Record payroll employees figure masks unemployment rise
A rise of payrolled employees in Northern Ireland above pre-pandemic levels may be masking a potential wave of redundancies and an absence of recovery for the self-employed, writes David Whelan.
At face value, a 2.6 per cent annual rise in the number of workers in Northern Ireland to 757,200 in June 2021 is welcome news. The figure puts the number of employees receiving HMRC PAYE above pre-pandemic levels recorded in March 2020 and the 1.4 per cent monthly rise from May to June in 2020 suggests an increasingly improving picture.
However, caution is urged in using these figures as a measurement of the strength of the recovery of Northern Ireland’s labour market.
The Northern Ireland Statistics and Research Agency’s (NISRA) latest report uses HMRC payroll data and is seen as the most-timely and best single, overall indicator of the labour market but remains, by its nature, retrospective in its outlook.
A number of reasons lie behind the need for caution. Firstly, payroll figures include furloughed employees, estimated at around 60,000 at the end of October.

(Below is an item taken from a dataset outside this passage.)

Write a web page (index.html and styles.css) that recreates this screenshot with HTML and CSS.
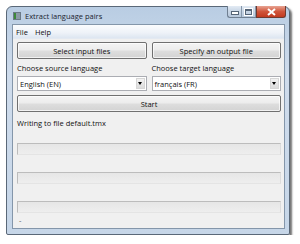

Additionally, while payrolled employee numbers may have increased over the year, in the same time period, Northern Ireland witnessed its annual record total of confirmed redundancies since 2001.
A trend of increasing numbers of redundancies is set to continue. A rise from 150 proposed redundancies in May 2021 to 490 in June and to 850 in just the first two weeks of July is evidence of an evolving labour market and these figures are likely to be compounded by the proposed ending of furlough.
Employers have had to pay 10 per cent of their furloughed workers’ pay since 1 July but that is set to rise to 20 per cent in August and September before the scheme is removed entirely. Concerns have been raised that thousands of jobs currently retained under the furlough scheme could disappear then, either because they are no longer viable or because staff have moved to another job.
Official redundancy figures only include cases of companies making at least 20 people redundant and so do not capture the whole picture, particularly in a time when small-to medium-sized businesses appear to be hardest hit by restrictions.
Further indication that the labour market’s recovery to pre-pandemic status may take some years is a 3.6 per cent increase in the unemployment rate over the year from March to May 2021. Additionally, Northern Ireland’s employment rate (the proportion of people aged 16 to 64 in work) decreased over the year to 70.3 per cent.
The Northern Ireland employment rate continues to be below the UK rate of 74.8 per cent, as does the economic inactivity rate, which is 27.1 per cent in Northern Ireland compared to the UK rate of 21.3 per cent.
A 13 per cent rise over the year of the total number of weekly hours worked in Northern Ireland is also a positive indicator but should be read in the context that this figure remains 7 per cent below pre-pandemic value.
While some recovery in the labour market is evident from the height of the pandemic, self-employment appears to be showing no signs of recovery. The estimated 96,000 people self-employed in the quarter March-May is a significant decrease from the 131,000 recorded in the same quarter in 2020.